### AIM OF THE EXERCISE
Spot every line with the word "that" and return it.

### DATA EXTRACT
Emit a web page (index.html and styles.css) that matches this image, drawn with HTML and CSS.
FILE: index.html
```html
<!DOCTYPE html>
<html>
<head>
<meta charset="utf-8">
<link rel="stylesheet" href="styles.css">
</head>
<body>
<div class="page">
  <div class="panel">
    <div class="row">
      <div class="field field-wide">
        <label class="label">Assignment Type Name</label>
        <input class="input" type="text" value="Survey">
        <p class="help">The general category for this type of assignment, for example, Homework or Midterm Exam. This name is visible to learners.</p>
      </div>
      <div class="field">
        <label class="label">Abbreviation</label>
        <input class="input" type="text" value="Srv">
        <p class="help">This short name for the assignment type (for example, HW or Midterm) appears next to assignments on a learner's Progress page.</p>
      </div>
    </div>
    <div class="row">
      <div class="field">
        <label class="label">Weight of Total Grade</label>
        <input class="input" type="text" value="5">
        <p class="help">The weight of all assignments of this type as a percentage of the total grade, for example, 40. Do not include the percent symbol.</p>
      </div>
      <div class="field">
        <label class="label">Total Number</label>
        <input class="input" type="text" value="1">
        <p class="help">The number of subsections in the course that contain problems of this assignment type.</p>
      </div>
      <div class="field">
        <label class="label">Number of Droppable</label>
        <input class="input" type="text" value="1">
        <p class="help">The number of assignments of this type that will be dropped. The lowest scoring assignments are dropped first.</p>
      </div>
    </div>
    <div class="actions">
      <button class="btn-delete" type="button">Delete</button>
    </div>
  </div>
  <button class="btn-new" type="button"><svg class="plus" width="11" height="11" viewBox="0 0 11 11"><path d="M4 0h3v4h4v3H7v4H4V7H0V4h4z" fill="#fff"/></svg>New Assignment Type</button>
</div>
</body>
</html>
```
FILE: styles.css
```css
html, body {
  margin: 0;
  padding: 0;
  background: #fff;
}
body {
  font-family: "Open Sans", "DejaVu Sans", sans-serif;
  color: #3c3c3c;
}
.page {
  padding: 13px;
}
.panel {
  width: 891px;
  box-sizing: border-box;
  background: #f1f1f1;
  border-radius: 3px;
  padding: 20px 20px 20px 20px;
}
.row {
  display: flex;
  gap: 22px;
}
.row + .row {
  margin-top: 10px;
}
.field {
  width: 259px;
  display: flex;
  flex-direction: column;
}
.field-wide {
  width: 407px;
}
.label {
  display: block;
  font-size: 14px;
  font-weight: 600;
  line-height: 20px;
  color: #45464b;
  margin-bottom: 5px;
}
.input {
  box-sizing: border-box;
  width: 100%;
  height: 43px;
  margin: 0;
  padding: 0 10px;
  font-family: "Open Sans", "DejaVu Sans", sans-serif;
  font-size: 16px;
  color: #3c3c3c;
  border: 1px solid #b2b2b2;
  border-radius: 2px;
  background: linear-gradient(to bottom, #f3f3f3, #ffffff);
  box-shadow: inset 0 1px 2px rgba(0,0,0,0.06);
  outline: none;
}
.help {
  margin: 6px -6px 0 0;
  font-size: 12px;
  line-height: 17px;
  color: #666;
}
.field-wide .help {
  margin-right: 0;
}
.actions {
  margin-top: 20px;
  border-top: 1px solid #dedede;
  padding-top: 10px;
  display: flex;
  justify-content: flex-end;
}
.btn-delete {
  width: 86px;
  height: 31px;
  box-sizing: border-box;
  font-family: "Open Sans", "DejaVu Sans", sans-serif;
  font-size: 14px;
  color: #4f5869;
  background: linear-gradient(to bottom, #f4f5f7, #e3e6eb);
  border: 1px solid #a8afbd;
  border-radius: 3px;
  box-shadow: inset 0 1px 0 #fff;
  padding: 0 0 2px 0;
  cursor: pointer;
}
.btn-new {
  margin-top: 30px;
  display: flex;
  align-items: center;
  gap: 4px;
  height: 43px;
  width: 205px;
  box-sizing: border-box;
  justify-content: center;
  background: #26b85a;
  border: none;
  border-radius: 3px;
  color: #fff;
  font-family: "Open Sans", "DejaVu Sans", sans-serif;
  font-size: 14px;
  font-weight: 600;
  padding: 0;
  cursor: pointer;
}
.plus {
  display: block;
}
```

--

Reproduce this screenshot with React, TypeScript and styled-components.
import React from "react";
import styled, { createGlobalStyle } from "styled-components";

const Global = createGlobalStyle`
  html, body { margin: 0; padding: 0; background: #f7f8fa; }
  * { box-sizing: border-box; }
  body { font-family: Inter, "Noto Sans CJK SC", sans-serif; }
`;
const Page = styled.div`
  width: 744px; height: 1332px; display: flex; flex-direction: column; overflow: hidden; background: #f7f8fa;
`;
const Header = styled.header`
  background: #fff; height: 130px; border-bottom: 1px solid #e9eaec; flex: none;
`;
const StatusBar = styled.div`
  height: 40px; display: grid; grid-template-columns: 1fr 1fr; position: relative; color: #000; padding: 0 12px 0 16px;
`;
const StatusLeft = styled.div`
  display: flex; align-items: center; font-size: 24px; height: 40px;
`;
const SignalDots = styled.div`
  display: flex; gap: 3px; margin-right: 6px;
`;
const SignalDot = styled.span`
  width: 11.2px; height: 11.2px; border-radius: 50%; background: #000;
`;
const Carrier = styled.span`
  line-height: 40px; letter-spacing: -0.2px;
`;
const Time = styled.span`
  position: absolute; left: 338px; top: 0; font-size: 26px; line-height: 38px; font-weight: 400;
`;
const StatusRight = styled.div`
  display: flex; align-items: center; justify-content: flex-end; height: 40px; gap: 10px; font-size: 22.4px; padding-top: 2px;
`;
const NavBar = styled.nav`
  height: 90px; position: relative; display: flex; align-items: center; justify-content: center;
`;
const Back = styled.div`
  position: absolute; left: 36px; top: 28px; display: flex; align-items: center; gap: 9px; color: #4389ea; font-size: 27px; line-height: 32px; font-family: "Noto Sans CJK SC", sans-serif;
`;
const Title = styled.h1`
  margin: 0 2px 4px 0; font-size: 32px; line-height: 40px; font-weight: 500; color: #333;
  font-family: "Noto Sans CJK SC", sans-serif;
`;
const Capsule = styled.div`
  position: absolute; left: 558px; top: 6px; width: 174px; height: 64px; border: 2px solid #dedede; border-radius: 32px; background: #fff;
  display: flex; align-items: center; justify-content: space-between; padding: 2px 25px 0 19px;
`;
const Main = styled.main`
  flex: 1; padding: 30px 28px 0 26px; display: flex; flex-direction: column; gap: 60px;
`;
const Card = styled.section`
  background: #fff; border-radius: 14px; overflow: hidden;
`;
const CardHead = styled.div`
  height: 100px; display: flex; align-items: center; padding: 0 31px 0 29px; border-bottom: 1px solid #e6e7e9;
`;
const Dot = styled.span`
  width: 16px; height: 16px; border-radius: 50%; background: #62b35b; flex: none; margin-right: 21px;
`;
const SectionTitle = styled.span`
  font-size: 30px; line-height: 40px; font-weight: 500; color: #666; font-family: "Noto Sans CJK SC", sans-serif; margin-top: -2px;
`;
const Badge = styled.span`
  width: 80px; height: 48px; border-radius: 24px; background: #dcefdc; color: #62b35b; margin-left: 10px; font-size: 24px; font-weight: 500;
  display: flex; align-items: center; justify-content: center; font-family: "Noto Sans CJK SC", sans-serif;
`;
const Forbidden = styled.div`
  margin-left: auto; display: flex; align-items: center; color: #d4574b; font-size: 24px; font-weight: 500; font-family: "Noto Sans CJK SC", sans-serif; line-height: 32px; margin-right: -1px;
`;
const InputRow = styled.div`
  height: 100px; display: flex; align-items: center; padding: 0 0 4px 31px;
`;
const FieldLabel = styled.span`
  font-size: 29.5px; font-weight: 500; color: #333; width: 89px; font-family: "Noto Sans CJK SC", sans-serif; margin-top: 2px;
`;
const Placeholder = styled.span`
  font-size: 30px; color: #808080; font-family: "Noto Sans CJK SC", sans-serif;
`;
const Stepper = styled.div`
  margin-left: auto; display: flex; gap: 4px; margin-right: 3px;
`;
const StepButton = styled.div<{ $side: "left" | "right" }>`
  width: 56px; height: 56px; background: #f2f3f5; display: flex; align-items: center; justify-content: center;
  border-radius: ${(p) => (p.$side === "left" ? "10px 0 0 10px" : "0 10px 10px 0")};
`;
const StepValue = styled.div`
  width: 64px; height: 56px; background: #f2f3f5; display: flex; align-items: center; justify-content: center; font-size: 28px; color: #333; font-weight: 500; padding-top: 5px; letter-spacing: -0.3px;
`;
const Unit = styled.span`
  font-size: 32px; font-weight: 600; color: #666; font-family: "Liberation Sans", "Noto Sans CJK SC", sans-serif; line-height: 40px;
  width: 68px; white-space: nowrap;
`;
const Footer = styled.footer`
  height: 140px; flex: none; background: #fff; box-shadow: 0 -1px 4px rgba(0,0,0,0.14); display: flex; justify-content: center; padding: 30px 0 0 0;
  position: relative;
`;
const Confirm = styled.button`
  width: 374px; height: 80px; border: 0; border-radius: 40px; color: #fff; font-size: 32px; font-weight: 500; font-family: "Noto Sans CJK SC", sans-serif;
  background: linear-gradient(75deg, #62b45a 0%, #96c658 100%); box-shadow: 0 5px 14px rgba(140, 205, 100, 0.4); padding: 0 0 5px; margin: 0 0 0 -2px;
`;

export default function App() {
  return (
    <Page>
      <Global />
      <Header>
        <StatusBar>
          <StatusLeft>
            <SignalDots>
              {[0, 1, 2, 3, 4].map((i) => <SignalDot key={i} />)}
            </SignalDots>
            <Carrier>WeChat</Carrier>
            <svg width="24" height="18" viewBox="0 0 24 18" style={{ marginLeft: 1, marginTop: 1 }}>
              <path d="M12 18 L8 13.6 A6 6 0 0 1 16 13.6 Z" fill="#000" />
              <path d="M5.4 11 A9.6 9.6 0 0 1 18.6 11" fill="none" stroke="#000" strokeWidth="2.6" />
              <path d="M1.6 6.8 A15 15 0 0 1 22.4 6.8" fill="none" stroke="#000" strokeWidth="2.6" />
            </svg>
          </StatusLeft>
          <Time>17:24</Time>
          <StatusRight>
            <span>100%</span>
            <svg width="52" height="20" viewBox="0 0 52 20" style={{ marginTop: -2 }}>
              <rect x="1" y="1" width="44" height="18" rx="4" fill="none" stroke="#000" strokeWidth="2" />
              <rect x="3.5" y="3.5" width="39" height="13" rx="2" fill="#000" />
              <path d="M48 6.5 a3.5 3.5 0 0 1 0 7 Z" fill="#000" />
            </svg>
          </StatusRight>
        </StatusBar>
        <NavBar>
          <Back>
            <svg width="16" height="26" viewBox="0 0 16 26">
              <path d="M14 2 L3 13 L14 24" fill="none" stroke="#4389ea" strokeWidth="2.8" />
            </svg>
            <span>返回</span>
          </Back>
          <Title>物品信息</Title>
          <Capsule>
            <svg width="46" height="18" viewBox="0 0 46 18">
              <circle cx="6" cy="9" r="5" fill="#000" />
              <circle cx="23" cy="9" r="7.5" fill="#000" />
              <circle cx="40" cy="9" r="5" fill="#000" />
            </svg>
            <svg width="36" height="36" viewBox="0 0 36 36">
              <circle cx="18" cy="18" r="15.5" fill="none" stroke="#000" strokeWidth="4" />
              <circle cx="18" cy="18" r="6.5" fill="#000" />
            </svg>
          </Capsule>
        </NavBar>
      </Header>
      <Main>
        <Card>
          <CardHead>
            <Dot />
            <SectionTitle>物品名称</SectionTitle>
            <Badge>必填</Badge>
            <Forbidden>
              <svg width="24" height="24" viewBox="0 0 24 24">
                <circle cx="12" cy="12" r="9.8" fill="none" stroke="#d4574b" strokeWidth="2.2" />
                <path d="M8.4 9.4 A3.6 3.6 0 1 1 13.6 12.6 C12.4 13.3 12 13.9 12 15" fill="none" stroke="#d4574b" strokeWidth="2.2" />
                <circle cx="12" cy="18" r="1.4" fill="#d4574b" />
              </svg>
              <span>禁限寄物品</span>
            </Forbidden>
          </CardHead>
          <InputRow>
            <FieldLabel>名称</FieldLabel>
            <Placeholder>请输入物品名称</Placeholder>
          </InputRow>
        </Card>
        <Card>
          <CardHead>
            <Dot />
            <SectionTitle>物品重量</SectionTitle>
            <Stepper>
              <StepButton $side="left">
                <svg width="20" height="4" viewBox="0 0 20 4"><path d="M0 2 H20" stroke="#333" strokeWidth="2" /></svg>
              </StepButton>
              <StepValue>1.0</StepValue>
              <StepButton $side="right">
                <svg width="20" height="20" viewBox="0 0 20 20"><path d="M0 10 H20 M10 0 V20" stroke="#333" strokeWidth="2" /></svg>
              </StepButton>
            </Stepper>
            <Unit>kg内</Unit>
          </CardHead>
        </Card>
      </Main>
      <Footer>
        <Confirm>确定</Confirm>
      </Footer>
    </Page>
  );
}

### ANSWER IN FULL
Emit a web page (index.html and styles.css) that matches this image, drawn with HTML and CSS.
        <p class="help">The number of subsections in the course that contain problems of this assignment type.</p>
        <p class="help">The number of assignments of this type that will be dropped. The lowest scoring assignments are dropped first.</p>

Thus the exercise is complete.